Guest Post by Xavier Heydt
On Monday, September 7th I received a message from Palomacy’s founder, Elizabeth Young. She was asking for help to find and rescue six baby King Pigeons that had been abandoned at Stow Lake in Golden Gate Park and I happened to be just minutes away. It was around 8:30 pm and pitch black. We had limited information on the vulnerable birds’ location sent in an email from a pigeon-loving 7th grader named Elma who had seen the baby birds huddled under a certain bench an hour earlier. All we knew was, “There were two pure white ones, one white with light gray, one white with dark gray, one gray and brown, and one white with brown. They were standing under a Stow Lake park bench dedicated to John P. Swenson.” Elizabeth and I somehow managed to run into each other while searching and then split up again in order to cover more ground.
Golden Gate Park is full of raccoons and we had already seen them out and about. After walking by many benches and checking each, I finally found the bench that had been mentioned in the email.
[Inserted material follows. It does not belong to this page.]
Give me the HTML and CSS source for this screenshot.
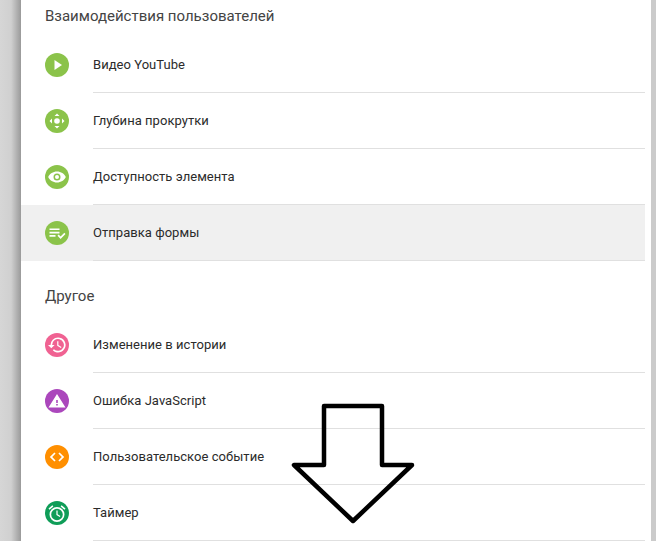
FILE: index.html
```html
<!DOCTYPE html>
<html lang="ru">
<head>
<meta charset="utf-8">
<title>Триггеры</title>
<link rel="stylesheet" href="styles.css">
</head>
<body>
<main class="panel">
  <section>
    <h2 class="heading heading-first">Взаимодействия пользователей</h2>
    <ul class="list">
      <li class="row"><span class="badge green"><svg viewBox="0 0 24 24"><path d="M9.500 7v10l7.500-5z"/></svg></span><span class="label">Видео YouTube</span></li>
      <li class="row"><span class="badge green"><svg viewBox="0 0 24 24"><circle cx="12" cy="12" r="2.800"/><path d="M12 4.500l2.500 2.500h-5zM12 19.500l-2.500-2.500h5zM4.500 12l2.500-2.500v5zM19.500 12l-2.500 2.500v-5z"/></svg></span><span class="label">Глубина прокрутки</span></li>
      <li class="row"><span class="badge green"><svg viewBox="0 0 24 24"><path fill-rule="evenodd" d="M12 6.500c-4 0-7.300 2.300-8.800 5.500 1.500 3.200 4.800 5.500 8.800 5.500s7.300-2.300 8.800-5.500c-1.500-3.200-4.800-5.500-8.800-5.500zm0 2a3.500 3.500 0 1 1 0 7 3.500 3.500 0 0 1 0-7zm0 1.500a2 2 0 1 0 0 4 2 2 0 0 0 0-4z"/></svg></span><span class="label">Доступность элемента</span></li>
      <li class="row active"><span class="badge green"><svg viewBox="0 0 24 24"><path d="M4.500 7.500h10v1.600h-10zM4.500 10.800h10v1.600h-10zM4.500 14.100h6v1.600h-6z"/><path d="M12.500 14.800l1.200-1.200 1.900 1.900 3.700-3.700 1.200 1.200-4.900 4.900z"/></svg></span><span class="label">Отправка формы</span></li>
    </ul>
  </section>
  <section>
    <h2 class="heading heading-other">Другое</h2>
    <ul class="list">
      <li class="row"><span class="badge pink"><svg viewBox="0 0 24 24"><path d="M13 4.500a7.500 7.500 0 0 0-7.500 7.500H3l3.300 3.300L9.600 12H7.100a5.900 5.900 0 1 1 1.800 4.200l-1.100 1.100A7.500 7.500 0 1 0 13 4.500z"/><path d="M12.200 8.200v4.500l3.700 2.200.6-1-3.100-1.800V8.200z"/></svg></span><span class="label">Изменение в истории</span></li>
      <li class="row"><span class="badge purple"><svg viewBox="0 0 24 24"><path fill-rule="evenodd" d="M12 5L3.500 18.500h17zM11.200 11h1.600v3h-1.600zM11.200 15h1.600v1.600h-1.600z"/></svg></span><span class="label">Ошибка JavaScript</span></li>
      <li class="row"><span class="badge orange"><svg viewBox="0 0 24 24"><path d="M9.400 16.600L4.800 12l4.600-4.600 1.200 1.200L7.200 12l3.400 3.400zM14.600 16.600l4.600-4.600-4.600-4.600-1.200 1.200 3.400 3.400-3.400 3.400z"/></svg></span><span class="label">Пользовательское событие</span></li>
      <li class="row"><span class="badge teal"><svg viewBox="0 0 24 24"><path d="M20.500 7.500l-3.900-3.200-1 1.200 3.900 3.200zM8.400 5.500l-1-1.200-3.900 3.200 1 1.200z"/><path fill-rule="evenodd" d="M12 6a7.500 7.500 0 1 0 0 15 7.500 7.500 0 0 0 0-15zm0 1.700a5.800 5.800 0 1 1 0 11.600 5.800 5.800 0 0 1 0-11.600z"/><path d="M11.400 9.500v4.400l3.400 2 .6-1-2.800-1.700V9.500z"/></svg></span><span class="label">Таймер</span></li>
    </ul>
  </section>
</main>
<svg class="arrow" viewBox="0 0 656 541" aria-hidden="true"><path d="M324 406H382V465H412L353 521L294 465H324Z"/></svg>
</body>
</html>
```
FILE: styles.css
```css
* { box-sizing: border-box; }
html, body { margin: 0; height: 541px; overflow: hidden; }
body {
  position: relative;
  padding: 0 5px 0 21px;
  background: linear-gradient(90deg, #d6d6d6 0, #d0d0d0 11px, #9a9a9a 21px);
  font-family: Roboto, "Noto Sans", sans-serif;
}
body::after {
  content: "";
  position: absolute;
  top: 0; right: 0; bottom: 0;
  width: 5px;
  background: #cbcbcb;
}
.panel { height: 541px; background: #fff; padding-right: 6px; }
.heading {
  margin: 0;
  height: 56px;
  padding-left: 24px;
  display: flex;
  align-items: center;
  font-size: 15px;
  font-weight: 400;
  color: #444;
}
.heading-first { height: 37px; padding-bottom: 5px; }
.heading-other { padding-top: 13px; }
.list { list-style: none; margin: 0; padding: 0; }
.row {
  position: relative;
  height: 56px;
  display: flex;
  align-items: center;
  padding: 0 0 1px 24px;
}
.row::after {
  content: "";
  position: absolute;
  left: 72px; right: 0; bottom: 0;
  height: 1px;
  background: #e0e0e0;
}
.active { background: #f0f0f0; }
.badge {
  flex: none;
  width: 24px;
  height: 24px;
  border-radius: 50%;
  display: flex;
  margin-right: 24px;
}
.badge svg { width: 24px; height: 24px; fill: #fff; }
.green { background: #8bc34a; }
.pink { background: #f06292; }
.purple { background: #ab47bc; }
.orange { background: #ff8f00; }
.teal { background: #0f9d58; }
.label { font-size: 13px; font-weight: 400; letter-spacing: 0.04px; color: #2b2b2b; line-height: 16px; }
.arrow {
  position: absolute;
  left: 0; top: 0;
  width: 656px; height: 541px;
  fill: none;
  stroke: #000;
  stroke-width: 4.500;
  stroke-linejoin: round;
  pointer-events: none;
}
```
As I approached, I saw a raccoon scurry off into the darkness. No birds were immediately visible near the bench that the six baby King Pigeons had taken refuge under, nor in the bushes directly next to them. However, as I looked around with my phone’s flashlight, I noticed some movement behind a rock that was half-submerged in the water of Stow Lake. Approaching the rock, I saw the head of a pigeon pop up and then disappear. I was very glad of my previous experience with rescuing pigeons (having rescued over 35 pigeons, the majority with my bare hands) as I crept up to the rock. I memorized the location of the pigeon, shut off my flashlight to ensure that the baby pigeon would be unable to flee my attempted rescue and made the grab. The baby was easy to catch and I soon had her in both hands, pressed against my shirt. The baby was drenched in foul-smelling water and I noticed some blood smeared on her beak and some superficial claw wounds underneath her left wing. I called Elizabeth immediately, and she began making her way to my location. Although I’d already surveyed the immediate area prior to finding the soaked baby bird, it was only at this moment that I spotted a rock covered with the blood and feathers of a less fortunate pigeon.
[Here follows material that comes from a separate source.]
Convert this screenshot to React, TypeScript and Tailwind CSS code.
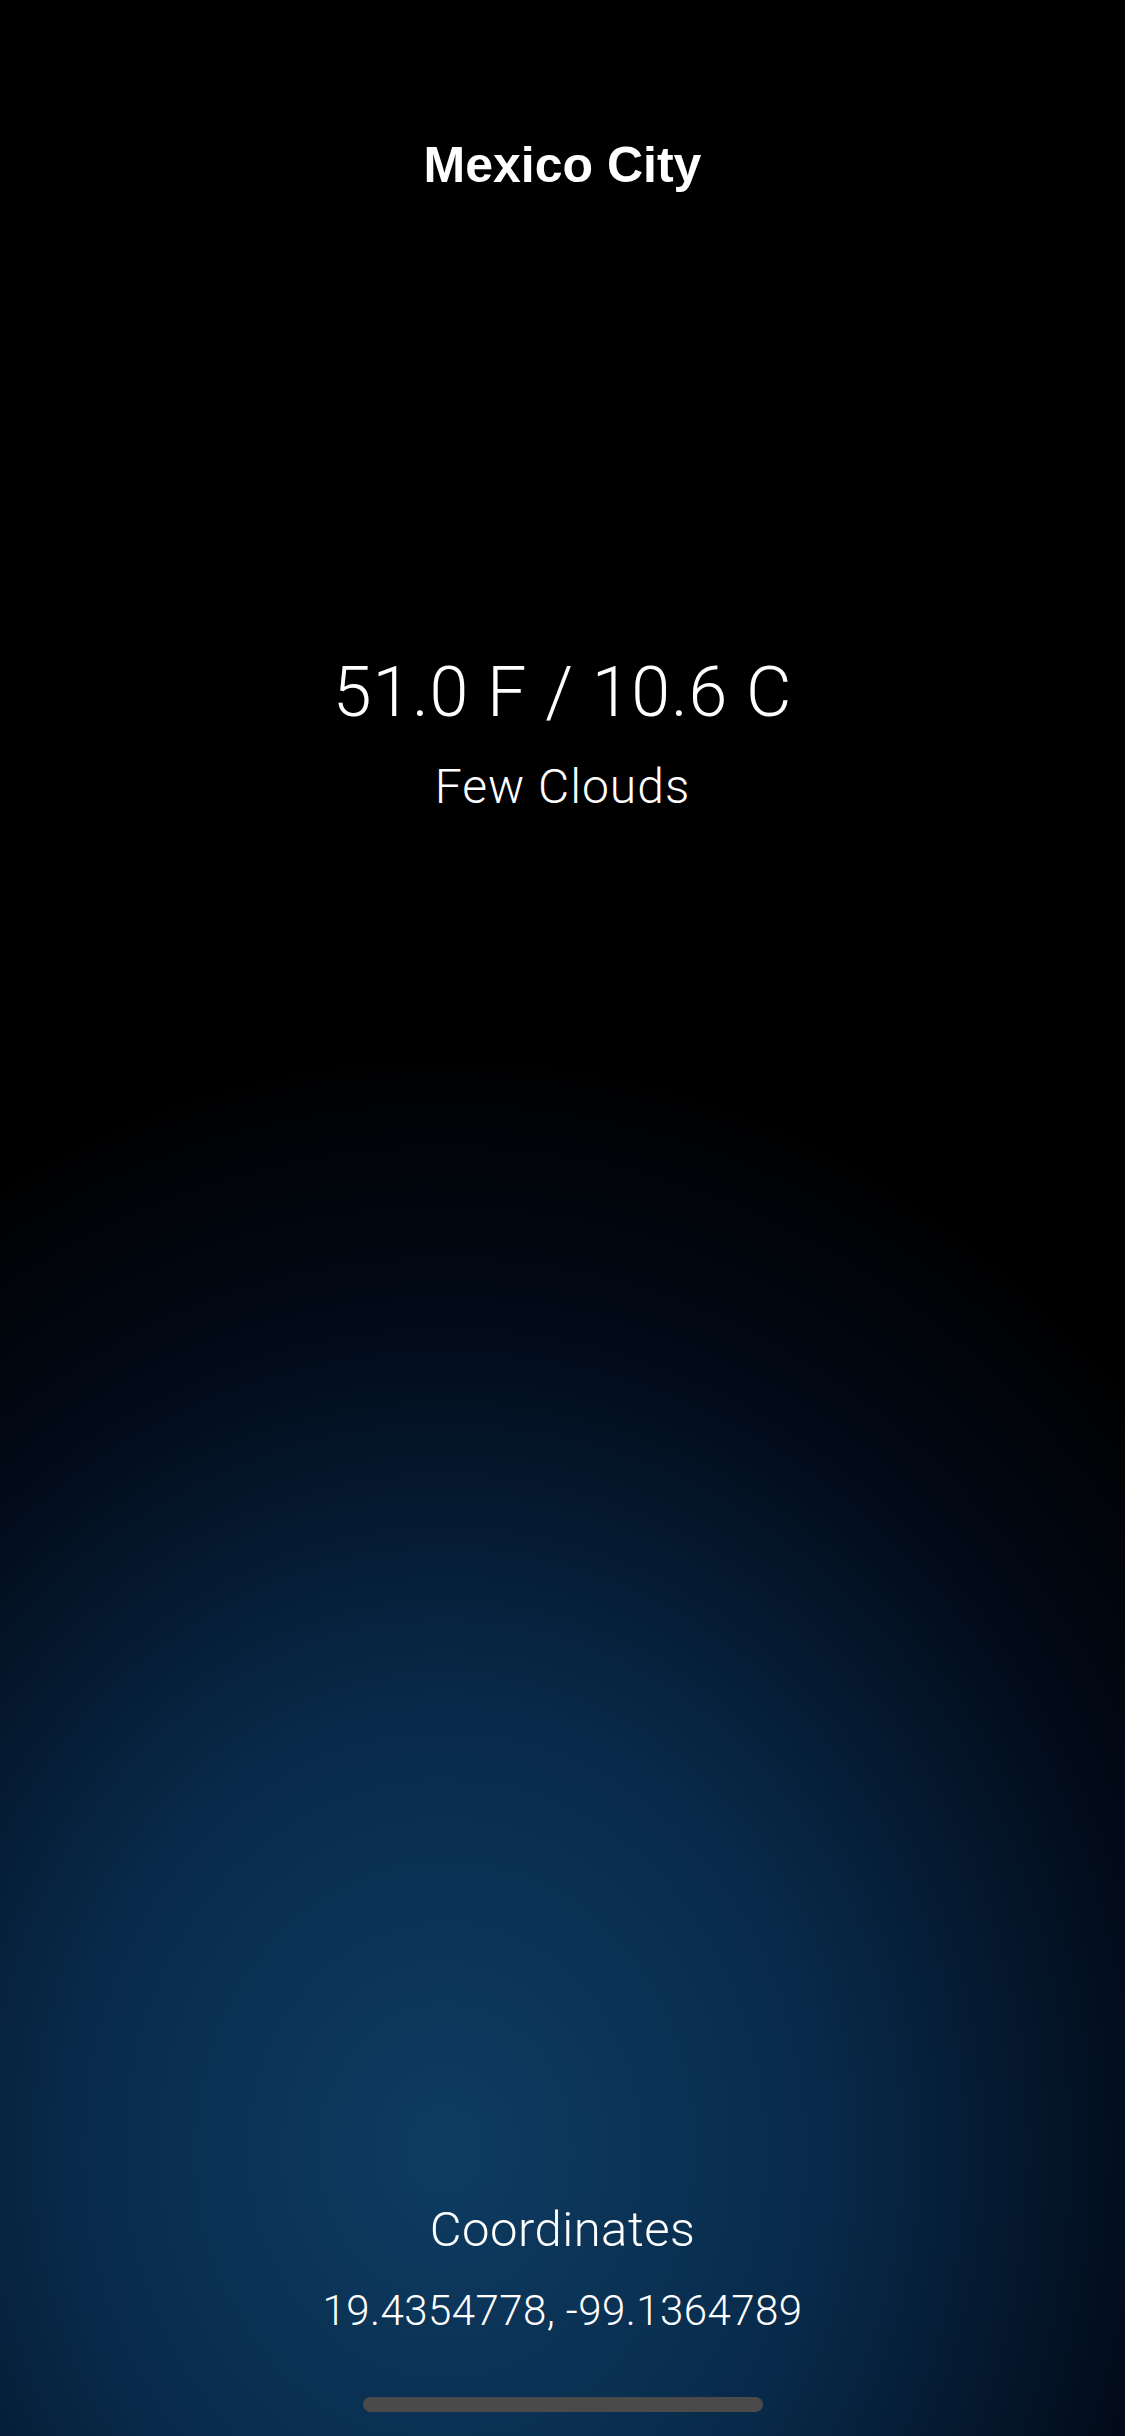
export default function App() {
  const weather = {
    city: "Mexico City",
    fahrenheit: "51.0",
    celsius: "10.6",
    description: "Few Clouds",
    lat: "19.4354778",
    lon: "-99.1364789",
  };

  return (
    <div className="flex h-[2436px] w-full flex-col items-center bg-black bg-[radial-gradient(ellipse_950px_1100px_at_445px_2150px,#0e3c62_0%,#082a4a_40%,#020a18_76%,#000000_100%)] pt-[140px] pb-[24px] text-white">
      <h1 className="font-['Liberation_Sans',Arial,sans-serif] text-[50px] leading-none font-bold">
        {weather.city}
      </h1>

      <div className="mt-[467px] font-['Roboto',sans-serif] text-[70px] leading-none font-light tracking-[0.8px]">
        {weather.fahrenheit} F / {weather.celsius} C
      </div>
      <div className="mt-[36px] font-['Roboto',sans-serif] text-[48px] leading-none font-light tracking-[1px]">
        {weather.description}
      </div>

      <div className="mt-auto flex flex-col items-center font-['Roboto',sans-serif] font-light">
        <div className="text-[49px] leading-none tracking-[0.5px]">Coordinates</div>
        <div className="mt-[36px] text-[42px] leading-none tracking-[0.45px]">
          {weather.lat}, {weather.lon}
        </div>
        <div className="mt-[65px] h-[15px] w-[400px] rounded-full bg-[#4a4a4a]" />
      </div>
    </div>
  );
}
My heart dropped as I looked to the right of the rock and discovered the partially-consumed body of another baby King Pigeon laying motionless in a crevice. I realized that when I had approached the bench, I had interrupted the raccoon’s meal. Though both Elizabeth and I had known that the six babies were extremely vulnerable and unlikely to survive a night alone in Golden Gate Park, it was at this point that the threat to the baby pigeons became painfully clear. Elizabeth arrived with a carrier and we secured the found baby to continue searching for the other four.
We searched in ever widening circles around the bench, pushing aside reeds, walking through vegetation, trying to find the pigeons based on a few feathers (one brown and white pigeon in particular provided unmistakable feathers), and bringing Elizabeth’s car up to the site to illuminate the area with her headlights.
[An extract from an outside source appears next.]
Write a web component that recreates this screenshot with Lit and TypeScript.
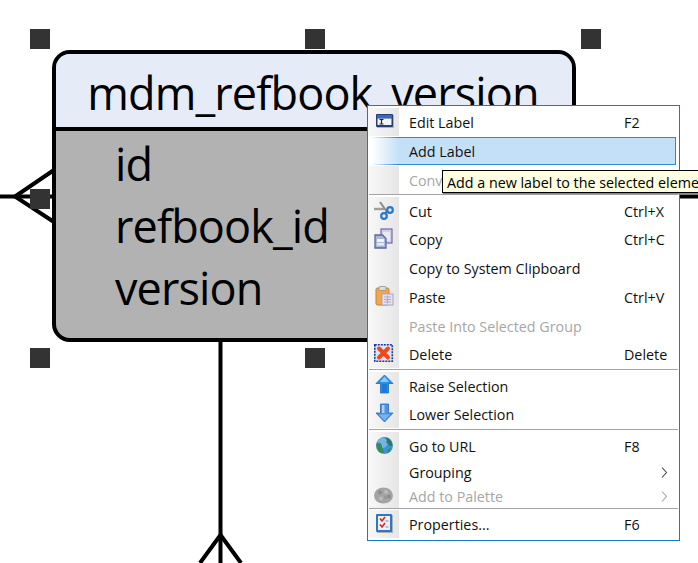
import { LitElement, html, css, svg } from "lit";
import { customElement } from "lit/decorators.js";

const icons: Record<string, unknown> = {
  edit: svg`<rect x="3" y="3" width="17" height="13" fill="#b4b4b4"/><rect x="2" y="2" width="17" height="13" rx="1" fill="#243f78"/><rect x="3" y="3" width="15" height="3" fill="#2c6cc8"/><rect x="3.500" y="6.500" width="14" height="6.500" fill="#f4f4f4"/><path d="M5.500 7.500h4M7.500 7.500v4.500M5.500 12h4" stroke="#222" stroke-width="1.200" fill="none"/>`,
  cut: svg`<path d="M0 8h10" stroke="#a0a0a0" stroke-width="2.400" fill="none"/><path d="M6 1l7 10" stroke="#8a8a8a" stroke-width="2" fill="none"/><circle cx="16" cy="9" r="2.800" fill="none" stroke="#2a78c8" stroke-width="2.200"/><circle cx="10" cy="15" r="2.800" fill="none" stroke="#2a78c8" stroke-width="2.200"/><path d="M11 12l3-2" stroke="#2a78c8" stroke-width="2"/>`,
  copy: svg`<rect x="7" y="-1" width="11" height="14" fill="#d4cfe8" stroke="#7468a8" stroke-width="1.200"/><rect x="9" y="2" width="7" height="9" fill="#ece9f6"/><path d="M1 5h7.500l3.500 3.500v9.500h-11z" fill="#a9b8d8" stroke="#5a6a98" stroke-width="1.300"/><rect x="3" y="9" width="7" height="3" fill="#f4f6fb"/><rect x="3" y="13" width="7" height="2.500" fill="#e4eaf4"/>`,
  paste: svg`<rect x="2" y="0" width="13" height="17" rx="1.500" fill="#f4a648" stroke="#c88030"/><rect x="5" y="-1.500" width="7" height="4" rx="1" fill="#dcdcdc" stroke="#909090" stroke-width=".8"/><rect x="8" y="6" width="11" height="11" fill="#e4e2f0" stroke="#a8a4c0"/><path d="M10 9h7M10 11.500h7M10 14h7M13.500 7.500v8" stroke="#a8a4c8" stroke-width=".9"/>`,
  del: svg`<rect x=".8" y=".8" width="17.500" height="16.500" fill="#dfe3f2" stroke="#123c98" stroke-width="1.600" stroke-dasharray="2 1"/><path d="M5 4.500l9 9M14 4.500l-9 9" stroke="#f04818" stroke-width="4" stroke-linecap="round"/>`,
  up: svg`<path d="M10.500 -1l8.500 8.500h-4.500v9.500h-8v-9.500h-4.500z" fill="#2a8ee8" stroke="#1a68b8" stroke-width=".8"/><path d="M10.500 .5l4.500 5.500h-9z" fill="#8cc8f8"/><rect x="8" y="8" width="5" height="8" fill="#1a7ad8"/>`,
  down: svg`<path d="M6.500 0h8v9h4.500l-8.500 9-8.500-9h4.500z" fill="#4a94e8" stroke="#2a68b8" stroke-width=".8"/><rect x="8" y="1" width="2.500" height="8" fill="#a8d0f8"/><path d="M10.500 16.500l-5.500-6h11z" fill="#78b4f0"/>`,
  globe: svg`<circle cx="10.500" cy="9.500" r="8.500" fill="#3f92d8"/><circle cx="8.500" cy="7" r="5" fill="#8cc4ec" opacity=".7"/><path d="M2.500 7.500c2-1 4-1 5 1s0 4 2 6-1 3.500-3 2.500-4-4-4-9.500z" fill="#3f8a50"/><path d="M12 1.500c2 .5 4 2 5 3l1.500 5-2.500 1-2-3-2-1 1-2z" fill="#2f7a58"/><path d="M14 13.500l3-2-1 4-3 2z" fill="#3f8a50"/>`,
  palette: svg`<ellipse cx="9.500" cy="8.500" rx="9.500" ry="8" fill="#a4a4a4"/><circle cx="6" cy="5.500" r="2" fill="#8c8c8c"/><circle cx="12" cy="5" r="2" fill="#bcbcbc"/><circle cx="15" cy="9.500" r="2" fill="#8c8c8c"/><circle cx="7" cy="11.500" r="2" fill="#bcbcbc"/><circle cx="11.500" cy="10.500" r="1.500" fill="#949494"/>`,
  props: svg`<rect x="3" y="1" width="16" height="18" fill="#b0b0b0"/><rect x="2" y="0" width="16" height="18" rx="1" fill="#2a78c8"/><rect x="4" y="2" width="12" height="14" fill="#f0f0f8"/><path d="M6 4.500l2 2.500 3-4M6 10.500l2 2.500 3-4" stroke="#d82828" stroke-width="1.600" fill="none"/><path d="M11.500 7h3M11.500 13h3" stroke="#8888a8"/>`,
};

type Row = { label?: string; key?: string; icon?: string; off?: boolean; hot?: boolean; sub?: boolean; h?: string; sep?: string };

const rows: Row[] = [
  { label: "Edit Label", key: "F2", icon: "edit" },
  { label: "Add Label", hot: true },
  { label: "Convert", off: true },
  { sep: "s3" },
  { label: "Cut", key: "Ctrl+X", icon: "cut" },
  { label: "Copy", key: "Ctrl+C", icon: "copy", h: "h29" },
  { label: "Copy to System Clipboard", h: "h29" },
  { label: "Paste", key: "Ctrl+V", icon: "paste", h: "h29" },
  { label: "Paste Into Selected Group", off: true },
  { label: "Delete", key: "Delete", icon: "del" },
  { sep: "s4" },
  { label: "Raise Selection", icon: "up" },
  { label: "Lower Selection", icon: "down" },
  { sep: "s4" },
  { label: "Go to URL", key: "F8", icon: "globe" },
  { label: "Grouping", sub: true, h: "h25" },
  { label: "Add to Palette", icon: "palette", off: true, sub: true, h: "h23" },
  { sep: "s2" },
  { label: "Properties...", key: "F6", icon: "props" },
];

@customElement("app-root")
export class AppRoot extends LitElement {
  static styles = css`
    :host { display: block; }
    .canvas { position: relative; width: 698px; height: 563px; overflow: hidden; background: #fff; font-family: "Open Sans", "Noto Sans", sans-serif; color: #000; }
    .wires { position: absolute; inset: 0; }
    .entity { position: absolute; left: 52px; top: 50px; width: 524px; height: 292px; box-sizing: border-box; border: 4px solid #000; border-radius: 18px; overflow: hidden; background: #b2b2b2; display: flex; flex-direction: column; font-size: 45px; letter-spacing: -0.87px; }
    .title { height: 69px; padding: 4px 2px 0 0; background: #e6ecf7; border-bottom: 4px solid #000; display: flex; align-items: center; justify-content: center; line-height: 1; white-space: nowrap; }
    .cols { padding: 2px 0 0 59px; line-height: 62px; }
    .handle { position: absolute; width: 20px; height: 20px; background: #333; }
    .h-tl { left: 30px; top: 29px; } .h-tm { left: 305px; top: 29px; } .h-tr { left: 581px; top: 29px; }
    .h-ml { left: 30px; top: 189px; } .h-bl { left: 30px; top: 348px; } .h-bm { left: 305px; top: 348px; }
    .menu { position: absolute; left: 367px; top: 105px; width: 313px; box-sizing: border-box; border: 1px solid #1a78c4; background: #fff; padding: 2px 1px 2px 0; font-size: 14.300px; }
    .row { position: relative; display: flex; align-items: center; height: 28px; }
    .h29 { height: 29px; } .h25 { height: 25px; } .h23 { height: 23px; }
    .gutter { align-self: stretch; width: 31px; flex: none; background: linear-gradient(90deg, #f8f8f8, #e6e6e6); display: flex; align-items: center; padding-left: 6px; box-sizing: border-box; }
    .gutter svg { width: 20px; height: 20px; display: block; overflow: visible; filter: blur(0.35px); }
    .label { margin-left: 10px; flex: 1; white-space: nowrap; color: #111; }
    .key { position: absolute; left: 256px; white-space: nowrap; color: #111; }
    .arrow { position: absolute; left: 293px; width: 6px; height: 11px; display: block; fill: none; stroke: #444; stroke-width: 1.100; }
    .off .label { color: #a6a6a6; }
    .off .arrow { stroke: #a6a6a6; }
    .hot { margin: 1px 0; }
    .hot .gutter { background: none; }
    .hot::before { content: ""; position: absolute; left: 4px; right: 2px; top: 0; bottom: 0; box-sizing: border-box; border: 1px solid #2a8ad8; border-left: none; background: linear-gradient(90deg, #fff, #c4e0f7 27px); border-image: linear-gradient(90deg, #fff, #2a8ad8 27px) 1; }
    .hot .label { position: relative; }
    .sep { display: flex; align-items: flex-start; padding: 0 0 0 1px; box-sizing: border-box; }
    .sep::before { content: ""; flex: 1; height: 1px; background: #a4a4a4; }
    .s2 { height: 2px; } .s3 { height: 3px; } .s4 { height: 4px; padding-top: 1px; }
    .tip { position: absolute; left: 442px; top: 170px; height: 23px; box-sizing: border-box; border: 1px solid #000; background: #ffffe1; padding: 0 5px 0 4px; line-height: 23px; font-size: 14.300px; white-space: nowrap; box-shadow: 1px 1px 1px #888; }
  `;

  render() {
    return html`<div class="canvas">
      <svg class="wires" width="698" height="563" viewBox="0 0 698 563">
        <g stroke="#000" stroke-width="4" fill="none">
          <path d="M0 196.500H698"/>
          <path d="M54 170L15 196.500L54 222"/>
          <path d="M220.500 340V563"/>
          <path d="M200 563L220.500 535L241 563"/>
        </g>
      </svg>
      <div class="entity">
        <div class="title">mdm_refbook_version</div>
        <div class="cols"><div>id</div><div>refbook_id</div><div>version</div></div>
      </div>
      ${["h-tl", "h-tm", "h-tr", "h-ml", "h-bl", "h-bm"].map((c) => html`<div class="handle ${c}"></div>`)}
      <div class="menu">
        ${rows.map((r) =>
          r.sep
            ? html`<div class="sep ${r.sep}"></div>`
            : html`<div class="row ${r.h ?? ""} ${r.off ? "off" : ""} ${r.hot ? "hot" : ""}">
                <div class="gutter">${r.icon ? html`<svg viewBox="0 0 20 20">${icons[r.icon]}</svg>` : ""}</div>
                <div class="label">${r.label}</div>
                ${r.key ? html`<div class="key">${r.key}</div>` : ""}
                ${r.sub ? html`<svg class="arrow" viewBox="0 0 6 11"><path d="M1 .5L5.500 5.500L1 10.500"/></svg>` : ""}
              </div>`
        )}
      </div>
      <div class="tip">Add a new label to the selected element</div>
    </div>`;
  }
}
Because it had been clear that the surviving pigeon had flown into the lake to escape a raccoon attack, we were worried that one or more survivors could be hiding along the lake on the other side of the reeds, invisible from land. Elizabeth, being the dedicated and brave individual that she is, entrusted me with her phone and keys and waded into the filthy waters of Stow Lake, walking and slipping along up and down the shore multiple times.
I’m sad to say that after nearly an hour and a half of additional searching we found only traces of evidence suggesting the fate of the other birds. I held some small hope that when animal control officers searched the area in the morning they might find a miraculous survivor, but they didn’t.
What strikes me about the situation was how it could have been avoided. Whoever abandoned these baby King Pigeons had bought them live at a meat-market with the dangerous intention of “setting them free”. Palomacy is the very first result for google searches of “pigeon rescue san francisco” and that simple search (or even a related search regarding whether or not these pigeons could survive in the wild), would have almost definitely resulted in a different outcome. Someone saw these helpless, adorable birds being sold live for food, decided to help them without putting any actual effort into educating themselves on how best to accomplish that goal and ended up trading one slaughter for another. I’m happy to say that the surviving pigeon, Elma (named after the girl who made saving her life possible), is now happy, healthy and safe. She managed to survive against all odds while her companions were killed and this incrediblylucky baby King Pigeon will now be able to live a safe, happy life that most pigeons never get the chance to.
Still, I have a hard time forgetting the suffering that Elma had to endure as the result of human carelessness. I’d like to say that I’ve forgiven whoever was responsible for the events described above but the truth is that I would like nothing more than to inform them of the very real consequences of their actions, which they were able to remain blissfully ignorant of by walking away and imagining that everything would work out for the helpless baby pigeons they left in a dangerous environment. I would like to show them the pictures of the bloody rock, the scattered feathers, the body of Elma’s unlucky companion and the great lengths to which we go to in order to save the lives of birds like Elma the pigeon on a daily basis.